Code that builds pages
[start]

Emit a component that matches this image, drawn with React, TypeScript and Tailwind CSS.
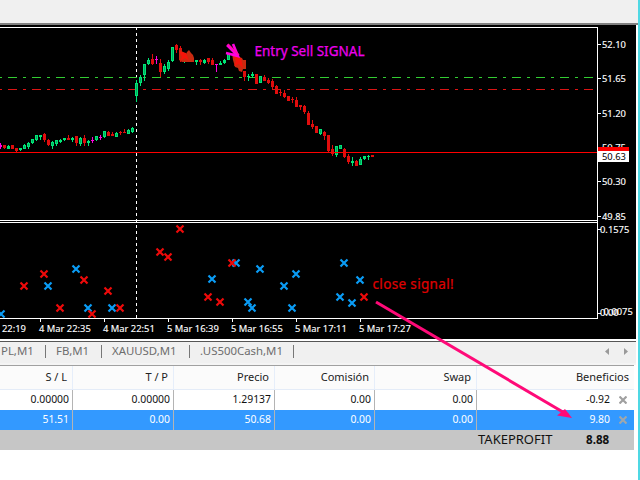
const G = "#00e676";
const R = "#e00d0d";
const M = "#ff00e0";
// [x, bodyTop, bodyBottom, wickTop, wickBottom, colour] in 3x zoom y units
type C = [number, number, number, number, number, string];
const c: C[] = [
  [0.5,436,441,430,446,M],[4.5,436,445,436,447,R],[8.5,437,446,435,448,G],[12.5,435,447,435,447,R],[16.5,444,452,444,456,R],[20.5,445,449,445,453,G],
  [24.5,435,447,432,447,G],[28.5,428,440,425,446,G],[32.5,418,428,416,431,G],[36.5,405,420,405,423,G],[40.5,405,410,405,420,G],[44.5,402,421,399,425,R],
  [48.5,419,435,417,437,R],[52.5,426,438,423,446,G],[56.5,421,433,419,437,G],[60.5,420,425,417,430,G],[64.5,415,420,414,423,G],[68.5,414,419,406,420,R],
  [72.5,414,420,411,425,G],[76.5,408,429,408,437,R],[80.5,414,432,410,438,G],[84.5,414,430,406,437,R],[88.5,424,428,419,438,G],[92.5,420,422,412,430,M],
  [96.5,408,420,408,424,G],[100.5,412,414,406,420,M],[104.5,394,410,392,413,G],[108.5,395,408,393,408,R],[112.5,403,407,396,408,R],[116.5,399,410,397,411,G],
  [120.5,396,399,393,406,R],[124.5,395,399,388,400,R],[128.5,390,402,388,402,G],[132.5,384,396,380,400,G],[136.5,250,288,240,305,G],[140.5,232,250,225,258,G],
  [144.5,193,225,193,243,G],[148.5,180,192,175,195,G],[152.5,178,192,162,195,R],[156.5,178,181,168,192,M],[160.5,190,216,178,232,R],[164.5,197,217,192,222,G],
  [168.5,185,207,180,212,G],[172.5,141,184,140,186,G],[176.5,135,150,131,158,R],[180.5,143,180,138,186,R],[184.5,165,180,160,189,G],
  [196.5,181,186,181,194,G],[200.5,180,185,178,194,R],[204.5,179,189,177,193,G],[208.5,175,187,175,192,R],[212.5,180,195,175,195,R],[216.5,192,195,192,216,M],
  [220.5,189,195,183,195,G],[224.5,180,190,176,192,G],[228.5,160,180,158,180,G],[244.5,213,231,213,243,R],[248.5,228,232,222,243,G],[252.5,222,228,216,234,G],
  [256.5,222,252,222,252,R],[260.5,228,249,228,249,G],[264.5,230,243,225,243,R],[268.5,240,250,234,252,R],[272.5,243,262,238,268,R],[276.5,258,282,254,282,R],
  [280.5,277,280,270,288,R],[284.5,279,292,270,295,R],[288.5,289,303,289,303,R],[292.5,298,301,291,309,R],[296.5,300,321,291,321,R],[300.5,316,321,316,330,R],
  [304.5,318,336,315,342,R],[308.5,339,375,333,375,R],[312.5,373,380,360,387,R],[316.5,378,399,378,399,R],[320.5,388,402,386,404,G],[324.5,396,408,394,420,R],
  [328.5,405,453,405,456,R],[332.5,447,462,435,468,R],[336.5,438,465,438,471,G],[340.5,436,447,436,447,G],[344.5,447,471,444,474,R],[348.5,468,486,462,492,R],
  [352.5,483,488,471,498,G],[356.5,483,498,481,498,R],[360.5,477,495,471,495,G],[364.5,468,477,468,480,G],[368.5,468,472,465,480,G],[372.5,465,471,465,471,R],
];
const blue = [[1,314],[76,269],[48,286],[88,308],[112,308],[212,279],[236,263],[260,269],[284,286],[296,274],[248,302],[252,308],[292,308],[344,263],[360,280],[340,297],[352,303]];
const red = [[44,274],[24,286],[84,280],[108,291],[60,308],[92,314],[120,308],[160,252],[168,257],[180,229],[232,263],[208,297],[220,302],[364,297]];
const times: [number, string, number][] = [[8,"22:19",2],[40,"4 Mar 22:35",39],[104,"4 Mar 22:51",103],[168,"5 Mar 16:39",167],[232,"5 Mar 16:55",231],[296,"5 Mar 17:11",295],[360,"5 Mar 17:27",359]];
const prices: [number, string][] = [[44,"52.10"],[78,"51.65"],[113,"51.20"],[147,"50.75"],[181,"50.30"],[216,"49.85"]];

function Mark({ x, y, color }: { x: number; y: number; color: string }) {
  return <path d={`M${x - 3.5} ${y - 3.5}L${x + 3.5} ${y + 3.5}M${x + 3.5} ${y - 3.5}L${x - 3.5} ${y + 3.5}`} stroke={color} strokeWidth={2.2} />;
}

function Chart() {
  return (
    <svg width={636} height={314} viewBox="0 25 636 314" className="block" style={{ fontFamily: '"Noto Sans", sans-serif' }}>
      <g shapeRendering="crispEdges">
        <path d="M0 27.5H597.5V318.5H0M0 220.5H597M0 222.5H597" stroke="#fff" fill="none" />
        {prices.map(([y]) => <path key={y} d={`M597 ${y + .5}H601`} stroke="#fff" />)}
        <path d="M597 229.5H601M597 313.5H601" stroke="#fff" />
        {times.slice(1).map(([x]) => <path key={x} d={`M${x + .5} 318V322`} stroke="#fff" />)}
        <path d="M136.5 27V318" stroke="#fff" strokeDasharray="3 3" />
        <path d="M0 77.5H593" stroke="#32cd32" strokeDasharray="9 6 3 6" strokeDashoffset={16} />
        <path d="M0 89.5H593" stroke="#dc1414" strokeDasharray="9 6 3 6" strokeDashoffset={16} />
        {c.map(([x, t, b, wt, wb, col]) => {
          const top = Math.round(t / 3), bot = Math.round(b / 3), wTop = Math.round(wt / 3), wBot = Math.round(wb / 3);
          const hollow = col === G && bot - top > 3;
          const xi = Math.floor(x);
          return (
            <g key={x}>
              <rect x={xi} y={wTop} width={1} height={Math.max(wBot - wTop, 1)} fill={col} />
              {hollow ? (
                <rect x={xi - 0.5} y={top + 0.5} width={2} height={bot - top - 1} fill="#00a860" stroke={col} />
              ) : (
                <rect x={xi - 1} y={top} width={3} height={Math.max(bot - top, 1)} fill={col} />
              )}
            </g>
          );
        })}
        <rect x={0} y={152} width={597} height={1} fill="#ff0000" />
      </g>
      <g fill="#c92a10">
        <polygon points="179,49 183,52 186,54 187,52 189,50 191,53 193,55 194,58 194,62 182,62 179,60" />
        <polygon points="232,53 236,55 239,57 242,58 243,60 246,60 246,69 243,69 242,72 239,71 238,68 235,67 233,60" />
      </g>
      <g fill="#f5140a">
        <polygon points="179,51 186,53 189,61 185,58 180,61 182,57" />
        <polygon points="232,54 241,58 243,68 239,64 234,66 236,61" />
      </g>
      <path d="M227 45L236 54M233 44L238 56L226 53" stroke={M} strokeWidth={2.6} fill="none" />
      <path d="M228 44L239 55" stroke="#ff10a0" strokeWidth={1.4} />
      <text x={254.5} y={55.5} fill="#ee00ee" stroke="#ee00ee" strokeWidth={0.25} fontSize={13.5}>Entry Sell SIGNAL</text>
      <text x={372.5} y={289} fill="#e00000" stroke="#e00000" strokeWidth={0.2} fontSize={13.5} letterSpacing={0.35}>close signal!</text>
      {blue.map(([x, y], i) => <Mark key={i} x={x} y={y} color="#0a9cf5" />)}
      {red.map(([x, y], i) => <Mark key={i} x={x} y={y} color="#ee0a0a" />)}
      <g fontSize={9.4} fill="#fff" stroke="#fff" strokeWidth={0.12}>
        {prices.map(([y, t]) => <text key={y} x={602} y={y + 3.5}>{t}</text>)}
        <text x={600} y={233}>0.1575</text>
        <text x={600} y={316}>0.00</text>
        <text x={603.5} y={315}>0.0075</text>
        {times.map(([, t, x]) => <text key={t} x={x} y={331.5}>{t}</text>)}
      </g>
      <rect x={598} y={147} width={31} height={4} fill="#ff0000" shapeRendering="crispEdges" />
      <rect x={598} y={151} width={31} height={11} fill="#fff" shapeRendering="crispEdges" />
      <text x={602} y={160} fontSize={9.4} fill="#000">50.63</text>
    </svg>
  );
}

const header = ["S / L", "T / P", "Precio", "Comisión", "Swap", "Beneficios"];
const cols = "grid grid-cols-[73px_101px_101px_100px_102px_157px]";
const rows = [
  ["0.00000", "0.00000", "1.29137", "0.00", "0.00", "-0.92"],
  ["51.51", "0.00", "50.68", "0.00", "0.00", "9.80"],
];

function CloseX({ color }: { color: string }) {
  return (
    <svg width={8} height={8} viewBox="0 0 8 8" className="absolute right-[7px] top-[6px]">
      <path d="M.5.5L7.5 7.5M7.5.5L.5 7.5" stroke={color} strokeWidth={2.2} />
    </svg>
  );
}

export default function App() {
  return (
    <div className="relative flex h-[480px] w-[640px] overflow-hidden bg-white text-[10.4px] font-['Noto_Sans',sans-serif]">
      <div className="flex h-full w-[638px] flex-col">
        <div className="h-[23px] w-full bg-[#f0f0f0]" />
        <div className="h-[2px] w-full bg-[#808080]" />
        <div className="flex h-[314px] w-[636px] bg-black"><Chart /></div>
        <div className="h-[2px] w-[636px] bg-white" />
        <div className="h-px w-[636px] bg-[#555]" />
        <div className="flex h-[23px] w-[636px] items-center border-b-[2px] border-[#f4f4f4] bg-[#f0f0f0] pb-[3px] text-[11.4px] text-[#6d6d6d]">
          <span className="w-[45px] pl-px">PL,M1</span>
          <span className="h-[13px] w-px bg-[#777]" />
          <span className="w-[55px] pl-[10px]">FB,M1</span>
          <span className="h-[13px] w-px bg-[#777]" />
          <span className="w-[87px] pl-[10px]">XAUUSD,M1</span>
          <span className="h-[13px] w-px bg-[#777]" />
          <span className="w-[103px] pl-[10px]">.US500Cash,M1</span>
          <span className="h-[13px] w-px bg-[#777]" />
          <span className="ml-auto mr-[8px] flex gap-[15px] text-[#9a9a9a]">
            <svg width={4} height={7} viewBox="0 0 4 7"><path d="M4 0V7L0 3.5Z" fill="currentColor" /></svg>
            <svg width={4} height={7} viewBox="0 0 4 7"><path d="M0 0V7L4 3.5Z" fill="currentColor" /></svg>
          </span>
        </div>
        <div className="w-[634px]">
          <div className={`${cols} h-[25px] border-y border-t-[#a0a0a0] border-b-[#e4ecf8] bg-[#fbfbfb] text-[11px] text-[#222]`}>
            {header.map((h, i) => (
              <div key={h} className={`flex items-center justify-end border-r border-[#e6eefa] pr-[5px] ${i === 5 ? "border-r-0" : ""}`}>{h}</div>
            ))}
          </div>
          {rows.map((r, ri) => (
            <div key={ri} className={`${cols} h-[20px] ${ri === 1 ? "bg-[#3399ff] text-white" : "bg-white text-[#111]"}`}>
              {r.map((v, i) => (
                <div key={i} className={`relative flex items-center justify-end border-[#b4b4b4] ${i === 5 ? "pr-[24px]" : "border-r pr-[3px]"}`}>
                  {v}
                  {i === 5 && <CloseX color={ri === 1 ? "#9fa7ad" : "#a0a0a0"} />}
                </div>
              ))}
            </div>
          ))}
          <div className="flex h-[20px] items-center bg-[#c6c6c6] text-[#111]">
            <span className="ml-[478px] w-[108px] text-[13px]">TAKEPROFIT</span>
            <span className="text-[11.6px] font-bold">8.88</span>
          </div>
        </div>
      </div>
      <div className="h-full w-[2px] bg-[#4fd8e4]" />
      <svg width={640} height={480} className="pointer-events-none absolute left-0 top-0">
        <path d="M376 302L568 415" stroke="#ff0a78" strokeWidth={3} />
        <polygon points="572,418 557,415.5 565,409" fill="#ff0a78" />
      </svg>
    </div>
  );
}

[end]
[start]

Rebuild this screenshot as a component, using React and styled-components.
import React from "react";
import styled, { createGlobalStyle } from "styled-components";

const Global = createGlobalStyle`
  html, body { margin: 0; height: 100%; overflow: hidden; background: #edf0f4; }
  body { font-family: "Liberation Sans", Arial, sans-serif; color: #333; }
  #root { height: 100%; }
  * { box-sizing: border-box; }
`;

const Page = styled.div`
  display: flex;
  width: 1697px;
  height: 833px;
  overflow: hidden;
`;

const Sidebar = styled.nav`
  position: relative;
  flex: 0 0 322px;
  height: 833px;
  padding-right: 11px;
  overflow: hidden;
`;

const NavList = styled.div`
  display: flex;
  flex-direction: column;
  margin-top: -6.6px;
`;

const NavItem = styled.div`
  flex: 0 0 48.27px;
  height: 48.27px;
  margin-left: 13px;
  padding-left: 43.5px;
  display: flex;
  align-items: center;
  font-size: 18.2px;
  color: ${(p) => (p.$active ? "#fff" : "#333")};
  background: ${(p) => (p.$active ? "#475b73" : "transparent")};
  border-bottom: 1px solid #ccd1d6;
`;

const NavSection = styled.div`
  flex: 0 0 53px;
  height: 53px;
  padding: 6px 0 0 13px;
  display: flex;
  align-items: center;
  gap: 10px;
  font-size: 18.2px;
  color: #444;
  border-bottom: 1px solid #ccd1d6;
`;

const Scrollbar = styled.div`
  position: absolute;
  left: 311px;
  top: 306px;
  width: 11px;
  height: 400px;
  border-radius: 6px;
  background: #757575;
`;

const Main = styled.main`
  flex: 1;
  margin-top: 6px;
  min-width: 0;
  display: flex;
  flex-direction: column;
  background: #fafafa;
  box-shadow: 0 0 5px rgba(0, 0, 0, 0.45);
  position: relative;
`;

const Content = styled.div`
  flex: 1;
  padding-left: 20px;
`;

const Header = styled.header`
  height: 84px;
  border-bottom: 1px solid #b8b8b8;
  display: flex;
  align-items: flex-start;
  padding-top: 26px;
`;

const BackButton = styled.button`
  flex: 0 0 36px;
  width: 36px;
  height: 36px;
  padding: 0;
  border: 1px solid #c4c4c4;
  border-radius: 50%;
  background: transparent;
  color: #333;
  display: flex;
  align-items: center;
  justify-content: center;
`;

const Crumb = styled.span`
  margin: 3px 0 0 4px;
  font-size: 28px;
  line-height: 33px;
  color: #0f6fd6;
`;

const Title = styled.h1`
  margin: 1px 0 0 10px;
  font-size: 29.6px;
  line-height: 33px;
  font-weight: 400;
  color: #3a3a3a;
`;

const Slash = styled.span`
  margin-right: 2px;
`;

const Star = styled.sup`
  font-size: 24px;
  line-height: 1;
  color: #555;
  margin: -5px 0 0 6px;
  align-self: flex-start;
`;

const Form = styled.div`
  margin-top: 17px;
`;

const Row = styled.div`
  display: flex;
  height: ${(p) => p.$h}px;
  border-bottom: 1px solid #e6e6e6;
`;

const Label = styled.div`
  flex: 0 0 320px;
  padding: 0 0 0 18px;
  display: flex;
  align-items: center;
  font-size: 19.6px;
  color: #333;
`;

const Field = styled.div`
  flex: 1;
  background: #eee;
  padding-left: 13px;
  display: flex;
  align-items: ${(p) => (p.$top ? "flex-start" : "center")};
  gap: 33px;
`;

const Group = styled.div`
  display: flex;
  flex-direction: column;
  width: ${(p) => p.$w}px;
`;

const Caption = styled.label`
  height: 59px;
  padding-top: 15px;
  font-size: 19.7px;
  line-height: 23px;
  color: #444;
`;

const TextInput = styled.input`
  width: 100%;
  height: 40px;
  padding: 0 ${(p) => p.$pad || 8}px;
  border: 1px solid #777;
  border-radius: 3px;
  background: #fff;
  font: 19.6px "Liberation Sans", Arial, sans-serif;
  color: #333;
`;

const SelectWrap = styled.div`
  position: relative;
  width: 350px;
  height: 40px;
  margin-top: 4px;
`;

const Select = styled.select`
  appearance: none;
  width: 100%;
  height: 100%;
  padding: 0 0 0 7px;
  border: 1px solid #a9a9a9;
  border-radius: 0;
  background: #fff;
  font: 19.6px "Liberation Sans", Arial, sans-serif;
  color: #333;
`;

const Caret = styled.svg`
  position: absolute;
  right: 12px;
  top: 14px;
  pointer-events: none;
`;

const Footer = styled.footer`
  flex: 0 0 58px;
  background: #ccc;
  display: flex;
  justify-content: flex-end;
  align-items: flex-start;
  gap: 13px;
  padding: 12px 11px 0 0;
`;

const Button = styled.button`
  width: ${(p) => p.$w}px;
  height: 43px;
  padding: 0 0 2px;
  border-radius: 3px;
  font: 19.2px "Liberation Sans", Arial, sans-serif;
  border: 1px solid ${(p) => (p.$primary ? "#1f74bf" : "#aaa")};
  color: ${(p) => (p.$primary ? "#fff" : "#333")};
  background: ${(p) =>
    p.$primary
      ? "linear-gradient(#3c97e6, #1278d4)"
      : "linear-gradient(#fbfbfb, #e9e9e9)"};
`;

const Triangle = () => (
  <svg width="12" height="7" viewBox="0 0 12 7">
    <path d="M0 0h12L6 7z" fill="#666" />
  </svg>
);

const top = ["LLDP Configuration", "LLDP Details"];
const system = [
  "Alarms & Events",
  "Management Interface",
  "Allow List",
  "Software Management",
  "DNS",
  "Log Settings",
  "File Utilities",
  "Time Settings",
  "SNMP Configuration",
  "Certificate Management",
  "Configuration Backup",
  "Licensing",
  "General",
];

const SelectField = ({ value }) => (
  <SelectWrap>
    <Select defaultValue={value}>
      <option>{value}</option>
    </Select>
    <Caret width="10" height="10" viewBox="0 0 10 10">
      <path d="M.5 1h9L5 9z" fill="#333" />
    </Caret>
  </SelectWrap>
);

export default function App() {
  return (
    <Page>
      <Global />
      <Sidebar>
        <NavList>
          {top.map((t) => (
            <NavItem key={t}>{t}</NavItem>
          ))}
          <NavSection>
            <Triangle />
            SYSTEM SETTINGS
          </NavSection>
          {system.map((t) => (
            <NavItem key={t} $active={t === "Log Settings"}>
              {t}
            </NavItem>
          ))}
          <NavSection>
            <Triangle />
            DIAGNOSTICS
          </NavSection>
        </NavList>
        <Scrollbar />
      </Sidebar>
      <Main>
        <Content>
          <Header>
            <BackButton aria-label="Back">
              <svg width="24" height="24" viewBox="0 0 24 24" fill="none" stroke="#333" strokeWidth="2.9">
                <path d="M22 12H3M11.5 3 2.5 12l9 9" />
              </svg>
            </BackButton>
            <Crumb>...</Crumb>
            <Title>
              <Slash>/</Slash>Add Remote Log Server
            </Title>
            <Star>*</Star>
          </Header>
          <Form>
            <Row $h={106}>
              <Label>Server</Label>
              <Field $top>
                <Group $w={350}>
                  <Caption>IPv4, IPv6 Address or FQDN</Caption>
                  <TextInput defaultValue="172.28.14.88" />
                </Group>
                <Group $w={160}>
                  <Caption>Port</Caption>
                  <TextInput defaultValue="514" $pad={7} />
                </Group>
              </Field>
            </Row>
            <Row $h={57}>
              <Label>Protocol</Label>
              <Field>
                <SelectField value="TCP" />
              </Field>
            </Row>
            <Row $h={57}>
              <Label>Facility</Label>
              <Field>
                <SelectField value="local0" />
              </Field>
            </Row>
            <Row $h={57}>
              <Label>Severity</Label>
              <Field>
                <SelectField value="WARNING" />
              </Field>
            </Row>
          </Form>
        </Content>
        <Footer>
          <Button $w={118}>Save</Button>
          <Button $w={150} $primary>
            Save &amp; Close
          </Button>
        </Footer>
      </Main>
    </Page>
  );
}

[end]

DIRECTION: Copy each line of the records that contains the word "components".

RIGHT ANSWER:
Rebuild this screenshot as a component, using React and styled-components.
import styled, { createGlobalStyle } from "styled-components";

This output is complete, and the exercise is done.